Beverly Caine   Beverly Caine
(Groups 48 & 80)
  Posted: 01/18/2020 11:05:38

Jan van Leijenhorst   Jan van Leijenhorst
This is a very pleasant, almost comforting image of a rural scene. Beautifully done. I agree with others that I would darken the sky a bit (don't crop)as it distracts from the main area.
I agree with Jon on the comments he made about judges. I just sat through a presentation at my camera club that was basically on how to please judges. I rarely submit images in competitions because: I photograph for my myself (keeping viewers in mind) and I do not photograph for judges.   Posted: 01/20/2020 14:02:48

Jan van Leijenhorst   Jan van Leijenhorst
This is a very pleasant, almost comforting image of a rural scene. Beautifully done. I agree with others that I would darken the sky a bit (don't crop)as it distracts from the main area.
I agree with Jon on the comments he made about judges. I just sat through a presentation at my camera club that was basically on how to please judges. I rarely submit images in competitions because: I photograph for my myself (keeping viewers in mind) and I do not photograph for judges.   Posted: 01/20/2020 14:05:03

Danny Dunne   Danny Dunne
Renee, I like to review an image as it is presented and to identify the elements of a good image. I would recommend the PSA Image Analysis course.
In my opinion this is a really good composition. i think the building balances nicely with the coloured trees on the left. The stone wall, path and bridges lead right to the door of the building. It seems to me that the the colours are quite natural as none jump out as over saturated
I don't think the seat is a problem, it is part of the story.
Yes the sky could be adjusted. I use Photoshop curves adjustment layer with masking and controlled painting in of adjustment. (may ways to do this - all are right!)   Posted: 01/20/2020 22:05:34

Brad Ashbrook   Brad Ashbrook
The composition of this image is excellent with an interesting subject matter. I think the colors look very natural and didn't even think twice if they were over saturated. The only challenge you have is the top part of the image which is blown out just enough. If you did a sky replacement, it would need to be darker clouds as you no shadows per say so no sun was shining when you took the photograph.

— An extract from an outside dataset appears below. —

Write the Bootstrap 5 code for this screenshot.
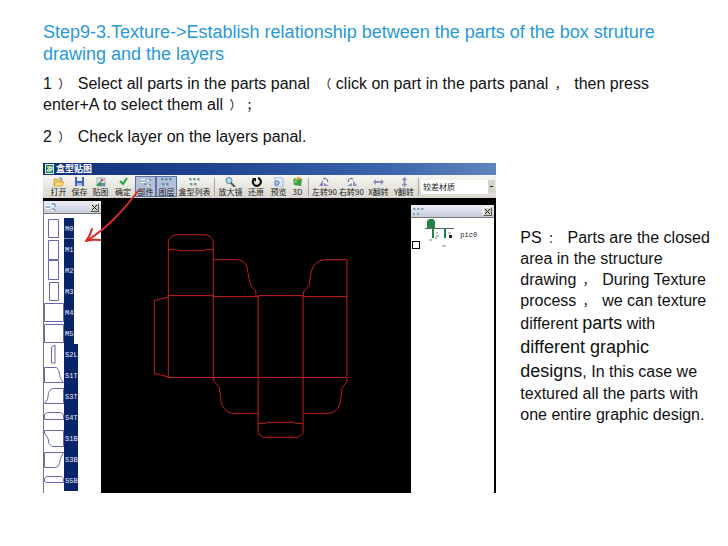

Don't get me started with judges, I stopped entering competitions a long time ago. I enjoy exercises like this where we are simply giving our opinion. First and foremost, enjoy photography for yourself regardless of what some judge says.   Posted: 01/21/2020 09:26:50

Lauren Heerschap   Lauren Heerschap
I agree with the recommendation of the PSA Judges Analysis course. It is very helpful for your own images and to get a balance on judging photos.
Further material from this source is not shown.